** BEGIN INFORMATION SUPPLIED **
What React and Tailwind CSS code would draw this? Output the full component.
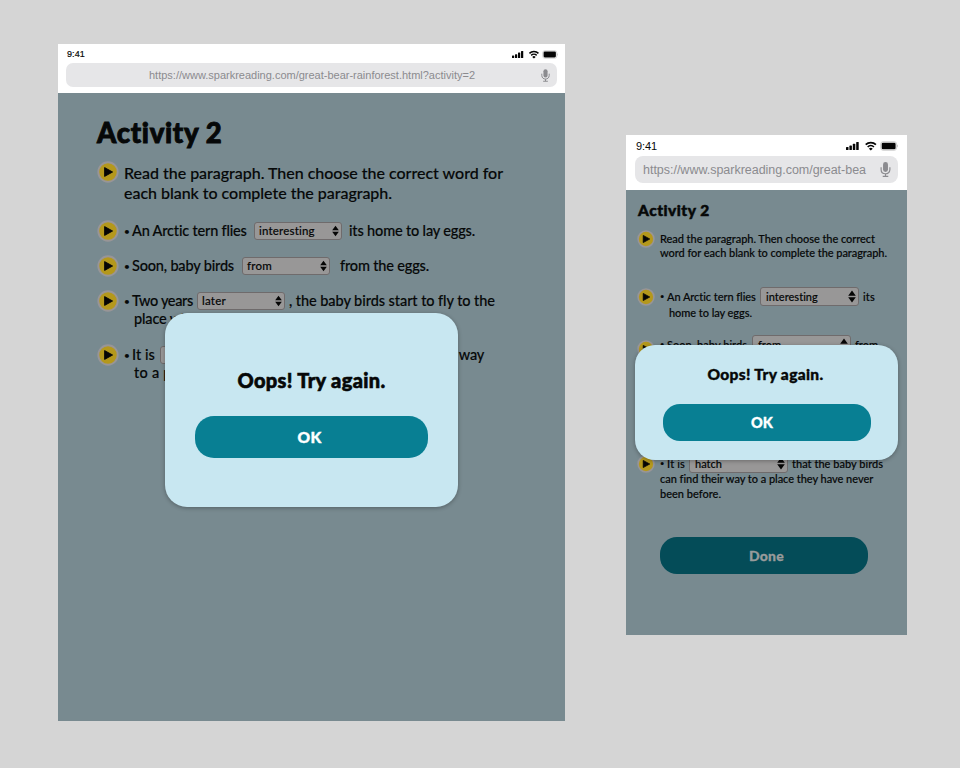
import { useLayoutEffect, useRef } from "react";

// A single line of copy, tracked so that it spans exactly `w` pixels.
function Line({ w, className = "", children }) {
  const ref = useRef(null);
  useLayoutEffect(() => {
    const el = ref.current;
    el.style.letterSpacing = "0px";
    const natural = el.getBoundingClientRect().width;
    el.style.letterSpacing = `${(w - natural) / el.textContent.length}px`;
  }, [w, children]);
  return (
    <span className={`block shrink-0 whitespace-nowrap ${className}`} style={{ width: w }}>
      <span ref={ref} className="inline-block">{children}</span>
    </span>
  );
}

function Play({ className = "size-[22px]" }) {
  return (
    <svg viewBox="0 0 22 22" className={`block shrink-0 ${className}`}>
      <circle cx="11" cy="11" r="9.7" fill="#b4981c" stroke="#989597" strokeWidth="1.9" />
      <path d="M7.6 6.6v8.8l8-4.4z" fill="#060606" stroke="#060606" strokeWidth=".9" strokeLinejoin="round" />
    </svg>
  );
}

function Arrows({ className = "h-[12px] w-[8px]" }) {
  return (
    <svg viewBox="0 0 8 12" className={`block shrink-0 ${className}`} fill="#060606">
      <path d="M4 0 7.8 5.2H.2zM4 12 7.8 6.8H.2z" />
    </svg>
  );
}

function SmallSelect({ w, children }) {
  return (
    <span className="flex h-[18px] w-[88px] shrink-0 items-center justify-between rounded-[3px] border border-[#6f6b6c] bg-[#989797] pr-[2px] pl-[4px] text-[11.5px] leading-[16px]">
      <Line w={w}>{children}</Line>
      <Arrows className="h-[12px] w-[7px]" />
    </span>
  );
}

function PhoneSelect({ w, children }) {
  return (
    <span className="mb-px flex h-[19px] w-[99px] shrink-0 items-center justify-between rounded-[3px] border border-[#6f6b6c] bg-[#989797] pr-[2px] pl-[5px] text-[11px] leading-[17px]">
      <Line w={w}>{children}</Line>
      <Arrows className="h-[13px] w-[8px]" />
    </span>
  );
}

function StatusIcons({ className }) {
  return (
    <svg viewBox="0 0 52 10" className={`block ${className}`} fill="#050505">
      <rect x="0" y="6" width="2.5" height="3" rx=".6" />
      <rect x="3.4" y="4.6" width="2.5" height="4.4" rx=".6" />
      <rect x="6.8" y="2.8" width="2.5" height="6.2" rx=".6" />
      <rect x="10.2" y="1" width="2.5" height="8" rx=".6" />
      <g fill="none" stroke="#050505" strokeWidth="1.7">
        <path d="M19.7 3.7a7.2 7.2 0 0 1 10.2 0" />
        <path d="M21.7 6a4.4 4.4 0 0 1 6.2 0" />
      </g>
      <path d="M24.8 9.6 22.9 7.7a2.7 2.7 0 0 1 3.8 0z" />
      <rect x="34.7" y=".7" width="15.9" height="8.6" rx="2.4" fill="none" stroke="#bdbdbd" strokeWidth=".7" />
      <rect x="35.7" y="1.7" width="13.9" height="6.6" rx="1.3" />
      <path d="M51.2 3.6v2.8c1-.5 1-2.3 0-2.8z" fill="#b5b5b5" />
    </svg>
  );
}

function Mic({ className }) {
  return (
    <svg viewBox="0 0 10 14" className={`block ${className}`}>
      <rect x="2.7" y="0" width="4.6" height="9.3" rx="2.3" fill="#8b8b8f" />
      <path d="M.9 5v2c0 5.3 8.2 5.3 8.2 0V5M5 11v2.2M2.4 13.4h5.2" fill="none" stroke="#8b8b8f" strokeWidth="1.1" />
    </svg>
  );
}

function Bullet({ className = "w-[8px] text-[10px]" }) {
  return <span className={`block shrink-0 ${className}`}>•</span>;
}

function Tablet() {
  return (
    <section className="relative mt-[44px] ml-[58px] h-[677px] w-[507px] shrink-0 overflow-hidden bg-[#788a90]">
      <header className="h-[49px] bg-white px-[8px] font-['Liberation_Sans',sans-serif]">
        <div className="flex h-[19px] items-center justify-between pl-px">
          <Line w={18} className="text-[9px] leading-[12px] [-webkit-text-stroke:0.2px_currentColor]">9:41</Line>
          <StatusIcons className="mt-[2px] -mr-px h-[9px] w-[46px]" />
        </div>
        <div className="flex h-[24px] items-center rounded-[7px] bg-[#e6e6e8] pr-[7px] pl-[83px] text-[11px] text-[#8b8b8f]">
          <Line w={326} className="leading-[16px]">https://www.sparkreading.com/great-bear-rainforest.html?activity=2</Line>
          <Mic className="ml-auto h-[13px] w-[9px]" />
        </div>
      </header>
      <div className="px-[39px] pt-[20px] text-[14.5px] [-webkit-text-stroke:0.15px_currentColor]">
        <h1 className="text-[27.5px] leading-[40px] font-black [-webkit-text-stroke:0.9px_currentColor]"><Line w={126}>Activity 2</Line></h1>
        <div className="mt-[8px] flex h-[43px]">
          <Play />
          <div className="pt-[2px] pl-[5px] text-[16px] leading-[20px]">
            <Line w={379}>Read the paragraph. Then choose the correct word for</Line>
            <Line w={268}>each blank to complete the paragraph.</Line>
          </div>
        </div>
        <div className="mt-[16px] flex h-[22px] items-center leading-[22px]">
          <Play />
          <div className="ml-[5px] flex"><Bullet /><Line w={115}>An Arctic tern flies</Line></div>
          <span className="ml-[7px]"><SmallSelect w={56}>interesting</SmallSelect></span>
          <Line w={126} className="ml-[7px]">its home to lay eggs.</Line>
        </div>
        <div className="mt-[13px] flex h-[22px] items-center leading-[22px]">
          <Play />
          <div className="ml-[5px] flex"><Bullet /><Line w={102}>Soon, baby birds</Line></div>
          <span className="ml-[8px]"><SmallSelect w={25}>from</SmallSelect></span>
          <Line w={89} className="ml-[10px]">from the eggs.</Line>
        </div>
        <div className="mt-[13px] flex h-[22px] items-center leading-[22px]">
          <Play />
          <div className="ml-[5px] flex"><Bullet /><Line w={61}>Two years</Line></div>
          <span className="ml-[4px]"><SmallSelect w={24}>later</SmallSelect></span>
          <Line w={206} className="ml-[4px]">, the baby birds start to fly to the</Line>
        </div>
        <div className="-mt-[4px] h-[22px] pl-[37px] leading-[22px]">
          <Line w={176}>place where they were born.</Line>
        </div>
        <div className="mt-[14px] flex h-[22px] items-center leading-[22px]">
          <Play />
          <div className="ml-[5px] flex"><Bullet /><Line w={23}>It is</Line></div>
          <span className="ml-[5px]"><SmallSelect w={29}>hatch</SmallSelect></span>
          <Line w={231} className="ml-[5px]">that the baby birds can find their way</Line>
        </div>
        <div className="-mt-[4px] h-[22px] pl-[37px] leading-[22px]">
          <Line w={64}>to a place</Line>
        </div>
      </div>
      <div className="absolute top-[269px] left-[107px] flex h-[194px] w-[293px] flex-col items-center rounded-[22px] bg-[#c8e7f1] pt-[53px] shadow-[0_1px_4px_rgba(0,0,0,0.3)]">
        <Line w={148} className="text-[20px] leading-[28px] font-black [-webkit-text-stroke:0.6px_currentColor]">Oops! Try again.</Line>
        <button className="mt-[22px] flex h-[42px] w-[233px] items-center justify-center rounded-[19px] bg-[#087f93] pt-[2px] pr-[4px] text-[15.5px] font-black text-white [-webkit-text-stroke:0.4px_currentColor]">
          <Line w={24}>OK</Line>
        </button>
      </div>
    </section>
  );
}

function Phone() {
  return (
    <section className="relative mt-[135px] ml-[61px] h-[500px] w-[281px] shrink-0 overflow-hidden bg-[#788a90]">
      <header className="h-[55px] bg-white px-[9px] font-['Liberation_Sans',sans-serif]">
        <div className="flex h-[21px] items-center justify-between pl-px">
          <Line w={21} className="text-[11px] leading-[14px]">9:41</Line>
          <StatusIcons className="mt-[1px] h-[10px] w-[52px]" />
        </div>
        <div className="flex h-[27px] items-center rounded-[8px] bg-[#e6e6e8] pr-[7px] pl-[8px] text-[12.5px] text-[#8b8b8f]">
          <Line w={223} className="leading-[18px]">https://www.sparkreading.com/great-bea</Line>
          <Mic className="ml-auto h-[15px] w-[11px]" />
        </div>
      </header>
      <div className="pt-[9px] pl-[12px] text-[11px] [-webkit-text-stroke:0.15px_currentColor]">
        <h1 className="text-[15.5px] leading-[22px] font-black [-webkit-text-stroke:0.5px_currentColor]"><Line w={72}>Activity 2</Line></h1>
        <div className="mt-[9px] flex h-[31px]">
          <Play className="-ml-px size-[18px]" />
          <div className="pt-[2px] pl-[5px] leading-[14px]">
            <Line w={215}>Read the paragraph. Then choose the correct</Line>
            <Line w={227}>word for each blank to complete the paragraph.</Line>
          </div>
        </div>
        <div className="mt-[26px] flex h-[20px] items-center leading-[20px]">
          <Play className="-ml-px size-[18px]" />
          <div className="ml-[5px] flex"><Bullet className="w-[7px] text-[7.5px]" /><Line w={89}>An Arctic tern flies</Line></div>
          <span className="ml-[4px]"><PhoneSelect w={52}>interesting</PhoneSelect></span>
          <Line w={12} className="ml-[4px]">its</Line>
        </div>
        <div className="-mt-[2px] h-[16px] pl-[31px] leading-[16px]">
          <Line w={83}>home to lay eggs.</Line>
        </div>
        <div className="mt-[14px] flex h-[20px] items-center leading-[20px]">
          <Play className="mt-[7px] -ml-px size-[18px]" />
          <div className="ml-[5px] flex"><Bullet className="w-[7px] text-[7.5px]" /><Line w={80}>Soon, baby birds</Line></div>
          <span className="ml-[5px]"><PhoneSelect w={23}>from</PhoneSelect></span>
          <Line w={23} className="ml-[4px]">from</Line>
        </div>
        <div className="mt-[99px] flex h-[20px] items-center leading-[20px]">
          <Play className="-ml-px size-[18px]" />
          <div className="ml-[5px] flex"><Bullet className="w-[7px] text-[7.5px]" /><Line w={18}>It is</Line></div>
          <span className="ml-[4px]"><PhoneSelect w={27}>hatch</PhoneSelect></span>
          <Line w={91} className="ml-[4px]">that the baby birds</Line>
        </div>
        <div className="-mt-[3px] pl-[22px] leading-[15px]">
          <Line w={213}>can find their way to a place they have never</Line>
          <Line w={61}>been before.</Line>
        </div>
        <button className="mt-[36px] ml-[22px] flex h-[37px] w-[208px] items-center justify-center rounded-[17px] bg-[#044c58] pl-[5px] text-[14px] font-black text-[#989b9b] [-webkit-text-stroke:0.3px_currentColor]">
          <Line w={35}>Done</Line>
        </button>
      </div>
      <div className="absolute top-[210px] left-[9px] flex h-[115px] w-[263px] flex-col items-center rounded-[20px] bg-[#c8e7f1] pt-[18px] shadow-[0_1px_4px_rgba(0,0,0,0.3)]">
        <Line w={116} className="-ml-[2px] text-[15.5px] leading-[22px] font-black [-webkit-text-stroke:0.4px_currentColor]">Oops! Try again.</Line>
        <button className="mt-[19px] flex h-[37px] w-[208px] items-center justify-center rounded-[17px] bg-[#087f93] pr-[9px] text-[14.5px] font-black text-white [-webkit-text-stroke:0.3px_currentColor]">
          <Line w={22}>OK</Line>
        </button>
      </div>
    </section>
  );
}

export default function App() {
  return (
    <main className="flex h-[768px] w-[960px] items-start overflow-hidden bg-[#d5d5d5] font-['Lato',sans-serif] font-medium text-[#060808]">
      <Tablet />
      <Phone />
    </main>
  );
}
** END INFORMATION SUPPLIED **
** BEGIN INFORMATION SUPPLIED **
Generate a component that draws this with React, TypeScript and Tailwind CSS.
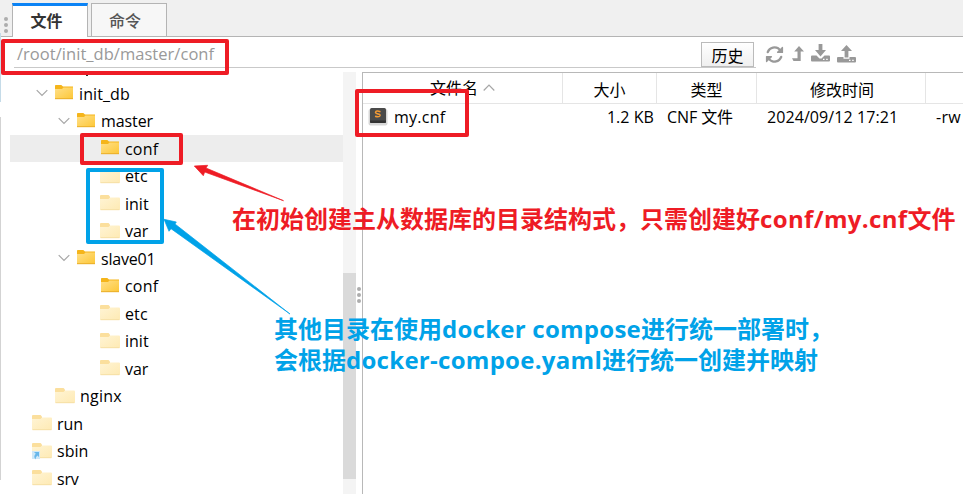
** END INFORMATION SUPPLIED **
-- TASK REQUIREMENTS --
State, as a bare number, how many lines of the listing hold the word "this".

-- WRITTEN SOLUTION --
2